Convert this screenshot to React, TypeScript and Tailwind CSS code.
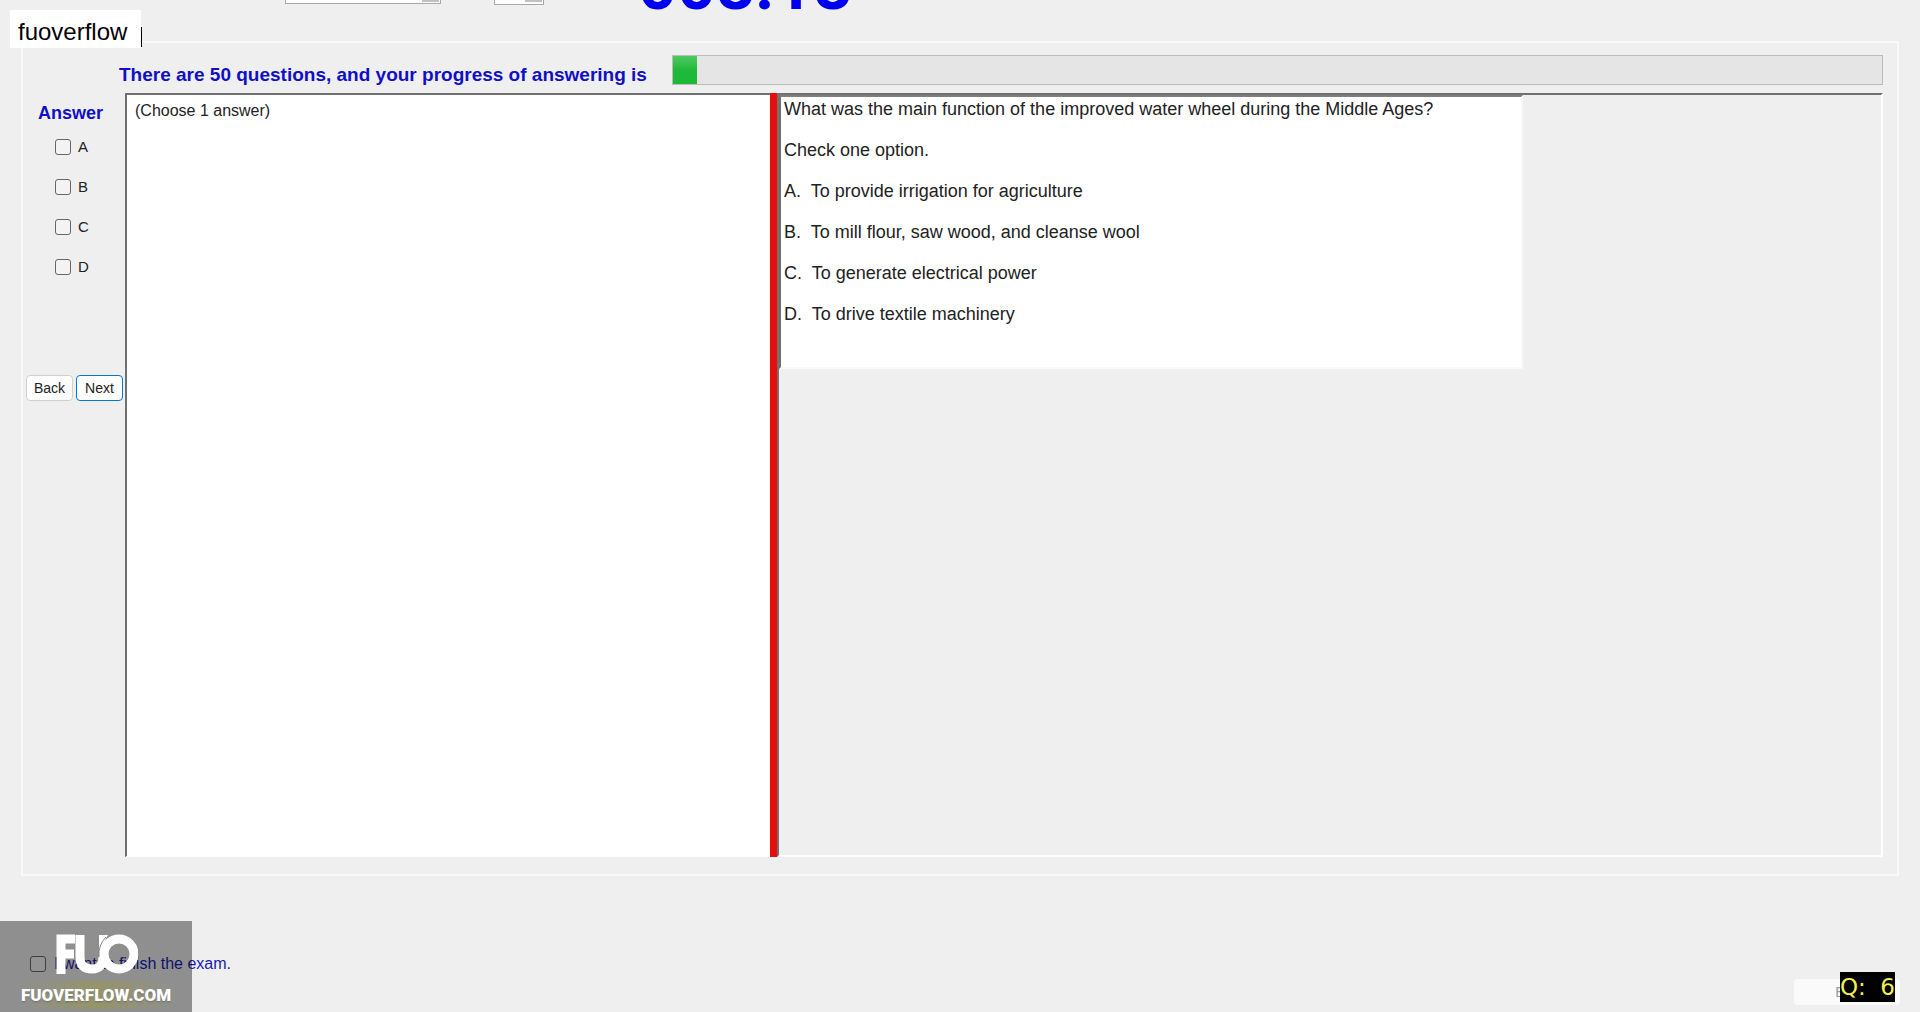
import { useState } from "react";

const options = ["A", "B", "C", "D"];

const questionLines = [
  "What was the main function of the improved water wheel during the Middle Ages?",
  "Check one option.",
  "A.  To provide irrigation for agriculture",
  "B.  To mill flour, saw wood, and cleanse wool",
  "C.  To generate electrical power",
  "D.  To drive textile machinery",
];

function Checkbox({ id, checked, onChange }: { id: string; checked: boolean; onChange: () => void }) {
  return (
    <input
      id={id}
      type="checkbox"
      checked={checked}
      onChange={onChange}
      className="size-4 appearance-none rounded-[3px] border border-[#666] bg-[#f3f3f3] checked:bg-[#0067c0]"
    />
  );
}

function Watermark() {
  return (
    <div className="absolute bottom-0 left-0 flex h-[91px] w-48 flex-col items-center bg-black/40 pt-3 text-white">
      <svg className="h-11 w-[84px]" viewBox="0 0 84 44" fill="none" stroke="#fff" aria-label="FUO">
        <path d="M7 41V6H21M7 21H20" strokeWidth="9" />
        <path d="M26 2V24Q26 36 38 36Q49 36 49 24" strokeWidth="9" />
        <path d="M46 2H54Q50 8 49 16V24H45V2Z" fill="#fff" stroke="none" />
        <circle cx="65" cy="21" r="15" strokeWidth="9" />
        <path d="M52 4Q44 12 45 24" stroke="#888" strokeWidth="1" />
      </svg>
      <div className="mt-1 flex h-7 items-center bg-linear-to-r from-transparent via-[#a09b30]/40 to-transparent">
        <span className="font-['Roboto',sans-serif] text-[17px] leading-6 font-black text-shadow-sm">FUOVERFLOW.COM</span>
      </div>
    </div>
  );
}

export default function App() {
  const [answer, setAnswer] = useState("");
  const [finish, setFinish] = useState(false);

  return (
    <main className="relative flex h-screen flex-col overflow-hidden bg-[#efefef] font-['Liberation_Sans',sans-serif] text-[#222]">
      {/* Top strip, scrolled mostly out of view */}
      <header className="flex h-[41px] shrink-0 items-start pl-[285px]">
        <div className="relative flex">
          <select aria-label="Font" className="h-1 w-[156px] appearance-none border border-t-0 border-[#aaa] bg-white" />
          <span className="absolute top-0 right-0.5 h-0.5 w-[17px] bg-[#c0c0c0]" />
        </div>
        <div className="relative ml-[53px] flex">
          <select aria-label="Size" className="h-[5px] w-[50px] appearance-none border border-t-0 border-[#aaa] bg-white" />
          <span className="absolute top-0 right-0.5 h-0.5 w-[17px] bg-[#c0c0c0]" />
        </div>
        <div className="ml-[94px] flex h-2 items-end">
          <span className="font-['Roboto'] text-[68px] leading-[44px] font-bold text-[#0000f0]">008:18</span>
        </div>
      </header>

      <section className="mr-[21px] ml-[21px] flex h-[835px] shrink-0 flex-col border-2 border-[#f9f9f9] pt-3 pr-3.5">
        <div className="flex h-[38px] items-start">
          <label htmlFor="progress" className="ml-24 w-[553px] pt-2 text-[19px] leading-6 font-bold whitespace-nowrap text-[#0f0fc8]">
            There are 50 questions, and your progress of answering is
          </label>
          <div id="progress" role="progressbar" aria-valuenow={2} className="h-[30px] flex-1 border border-[#bcbcbc] bg-[#e5e5e5]">
            <div className="h-7 w-6 bg-linear-to-b from-[#4cc95f] via-[#1fb93a] to-[#1fb93a]" />
          </div>
        </div>

        <div className="flex h-[764px]">
          <aside className="flex w-[102px] shrink-0 flex-col">
            <h2 className="mt-2 ml-[15px] text-lg leading-6 font-bold text-[#0f0fc8]">Answer</h2>
            <div className="mt-0.5 ml-8 flex flex-col">
              {options.map((o) => (
                <div key={o} className="flex h-10 items-center gap-[7px] text-[15px]">
                  <Checkbox id={o} checked={answer === o} onChange={() => setAnswer(answer === o ? "" : o)} />
                  <label htmlFor={o}>{o}</label>
                </div>
              ))}
            </div>
            <div className="mt-[88px] ml-[3px] flex gap-[3px] text-sm">
              <button className="h-[26px] w-[47px] rounded border border-[#d0d0d0] bg-[#fdfdfd]">Back</button>
              <button className="h-[26px] w-[47px] rounded border border-[#0078d4] bg-[#fdfdfd]">Next</button>
            </div>
          </aside>

          <div className="w-[645px] shrink-0 border-t-2 border-b border-l-2 border-[#707070] border-b-white bg-white px-2 py-1 text-base leading-6">
            (Choose 1 answer)
          </div>
          <div className="w-[7px] shrink-0 bg-[#e80c0c]" />
          <div className="flex-1 border-2 border-t-[#707070] border-r-white border-b-white border-l-[#707070]">
            <div className="h-[274px] w-[744px] border-2 border-t-[#808080] border-r-[#f8f8f8] border-b-[#f8f8f8] border-l-[#707070] bg-white pl-[3px] text-lg">
              {questionLines.map((line) => (
                <p key={line} className="mb-[17px] leading-6 whitespace-pre">{line}</p>
              ))}
            </div>
          </div>
        </div>
      </section>

      <footer className="flex flex-1 items-start justify-between pr-5 pl-[30px]">
        <div className="mt-[76px] flex h-6 items-center gap-2 text-base text-[#1c1cb0]">
          <Checkbox id="finish" checked={finish} onChange={() => setFinish(!finish)} />
          <label htmlFor="finish">I want to finish the exam.</label>
        </div>
        <button className="mb-[7px] h-[26px] w-[106px] self-end rounded bg-[#fafafa] text-sm text-[#999]">Exit</button>
      </footer>

      <div className="absolute top-[10px] left-[10px] flex items-end">
        <span className="h-[38px] w-[131px] bg-white pl-2 text-2xl leading-[44px] text-black">fuoverflow</span>
        <span className="mb-px h-5 w-px bg-black" />
      </div>
      <Watermark />
      <div className="absolute right-[25px] bottom-[10px] bg-black font-['DejaVu_Sans'] text-[23px] leading-[30px] whitespace-pre text-[#f0f050]">Q:  6</div>
    </main>
  );
}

* _Stated task_: Give every line above again exactly, with no pictures.

* _Expected output_:
Convert this screenshot to React, TypeScript and Tailwind CSS code.
import { useState } from "react";

const options = ["A", "B", "C", "D"];

const questionLines = [
  "What was the main function of the improved water wheel during the Middle Ages?",
  "Check one option.",
  "A.  To provide irrigation for agriculture",
  "B.  To mill flour, saw wood, and cleanse wool",
  "C.  To generate electrical power",
  "D.  To drive textile machinery",
];

function Checkbox({ id, checked, onChange }: { id: string; checked: boolean; onChange: () => void }) {
  return (
    <input
      id={id}
      type="checkbox"
      checked={checked}
      onChange={onChange}
      className="size-4 appearance-none rounded-[3px] border border-[#666] bg-[#f3f3f3] checked:bg-[#0067c0]"
    />
  );
}

function Watermark() {
  return (
    <div className="absolute bottom-0 left-0 flex h-[91px] w-48 flex-col items-center bg-black/40 pt-3 text-white">
      <svg className="h-11 w-[84px]" viewBox="0 0 84 44" fill="none" stroke="#fff" aria-label="FUO">
        <path d="M7 41V6H21M7 21H20" strokeWidth="9" />
        <path d="M26 2V24Q26 36 38 36Q49 36 49 24" strokeWidth="9" />
        <path d="M46 2H54Q50 8 49 16V24H45V2Z" fill="#fff" stroke="none" />
        <circle cx="65" cy="21" r="15" strokeWidth="9" />
        <path d="M52 4Q44 12 45 24" stroke="#888" strokeWidth="1" />
      </svg>
      <div className="mt-1 flex h-7 items-center bg-linear-to-r from-transparent via-[#a09b30]/40 to-transparent">
        <span className="font-['Roboto',sans-serif] text-[17px] leading-6 font-black text-shadow-sm">FUOVERFLOW.COM</span>
      </div>
    </div>
  );
}

export default function App() {
  const [answer, setAnswer] = useState("");
  const [finish, setFinish] = useState(false);

  return (
    <main className="relative flex h-screen flex-col overflow-hidden bg-[#efefef] font-['Liberation_Sans',sans-serif] text-[#222]">
      {/* Top strip, scrolled mostly out of view */}
      <header className="flex h-[41px] shrink-0 items-start pl-[285px]">
        <div className="relative flex">
          <select aria-label="Font" className="h-1 w-[156px] appearance-none border border-t-0 border-[#aaa] bg-white" />
          <span className="absolute top-0 right-0.5 h-0.5 w-[17px] bg-[#c0c0c0]" />
        </div>
        <div className="relative ml-[53px] flex">
          <select aria-label="Size" className="h-[5px] w-[50px] appearance-none border border-t-0 border-[#aaa] bg-white" />
          <span className="absolute top-0 right-0.5 h-0.5 w-[17px] bg-[#c0c0c0]" />
        </div>
        <div className="ml-[94px] flex h-2 items-end">
          <span className="font-['Roboto'] text-[68px] leading-[44px] font-bold text-[#0000f0]">008:18</span>
        </div>
      </header>

      <section className="mr-[21px] ml-[21px] flex h-[835px] shrink-0 flex-col border-2 border-[#f9f9f9] pt-3 pr-3.5">
        <div className="flex h-[38px] items-start">
          <label htmlFor="progress" className="ml-24 w-[553px] pt-2 text-[19px] leading-6 font-bold whitespace-nowrap text-[#0f0fc8]">
            There are 50 questions, and your progress of answering is
          </label>
          <div id="progress" role="progressbar" aria-valuenow={2} className="h-[30px] flex-1 border border-[#bcbcbc] bg-[#e5e5e5]">
            <div className="h-7 w-6 bg-linear-to-b from-[#4cc95f] via-[#1fb93a] to-[#1fb93a]" />
          </div>
        </div>

        <div className="flex h-[764px]">
          <aside className="flex w-[102px] shrink-0 flex-col">
            <h2 className="mt-2 ml-[15px] text-lg leading-6 font-bold text-[#0f0fc8]">Answer</h2>
            <div className="mt-0.5 ml-8 flex flex-col">
              {options.map((o) => (
                <div key={o} className="flex h-10 items-center gap-[7px] text-[15px]">
                  <Checkbox id={o} checked={answer === o} onChange={() => setAnswer(answer === o ? "" : o)} />
                  <label htmlFor={o}>{o}</label>
                </div>
              ))}
            </div>
            <div className="mt-[88px] ml-[3px] flex gap-[3px] text-sm">
              <button className="h-[26px] w-[47px] rounded border border-[#d0d0d0] bg-[#fdfdfd]">Back</button>
              <button className="h-[26px] w-[47px] rounded border border-[#0078d4] bg-[#fdfdfd]">Next</button>
            </div>
          </aside>

          <div className="w-[645px] shrink-0 border-t-2 border-b border-l-2 border-[#707070] border-b-white bg-white px-2 py-1 text-base leading-6">
            (Choose 1 answer)
          </div>
          <div className="w-[7px] shrink-0 bg-[#e80c0c]" />
          <div className="flex-1 border-2 border-t-[#707070] border-r-white border-b-white border-l-[#707070]">
            <div className="h-[274px] w-[744px] border-2 border-t-[#808080] border-r-[#f8f8f8] border-b-[#f8f8f8] border-l-[#707070] bg-white pl-[3px] text-lg">
              {questionLines.map((line) => (
                <p key={line} className="mb-[17px] leading-6 whitespace-pre">{line}</p>
              ))}
            </div>
          </div>
        </div>
      </section>

      <footer className="flex flex-1 items-start justify-between pr-5 pl-[30px]">
        <div className="mt-[76px] flex h-6 items-center gap-2 text-base text-[#1c1cb0]">
          <Checkbox id="finish" checked={finish} onChange={() => setFinish(!finish)} />
          <label htmlFor="finish">I want to finish the exam.</label>
        </div>
        <button className="mb-[7px] h-[26px] w-[106px] self-end rounded bg-[#fafafa] text-sm text-[#999]">Exit</button>
      </footer>

      <div className="absolute top-[10px] left-[10px] flex items-end">
        <span className="h-[38px] w-[131px] bg-white pl-2 text-2xl leading-[44px] text-black">fuoverflow</span>
        <span className="mb-px h-5 w-px bg-black" />
      </div>
      <Watermark />
      <div className="absolute right-[25px] bottom-[10px] bg-black font-['DejaVu_Sans'] text-[23px] leading-[30px] whitespace-pre text-[#f0f050]">Q:  6</div>
    </main>
  );
}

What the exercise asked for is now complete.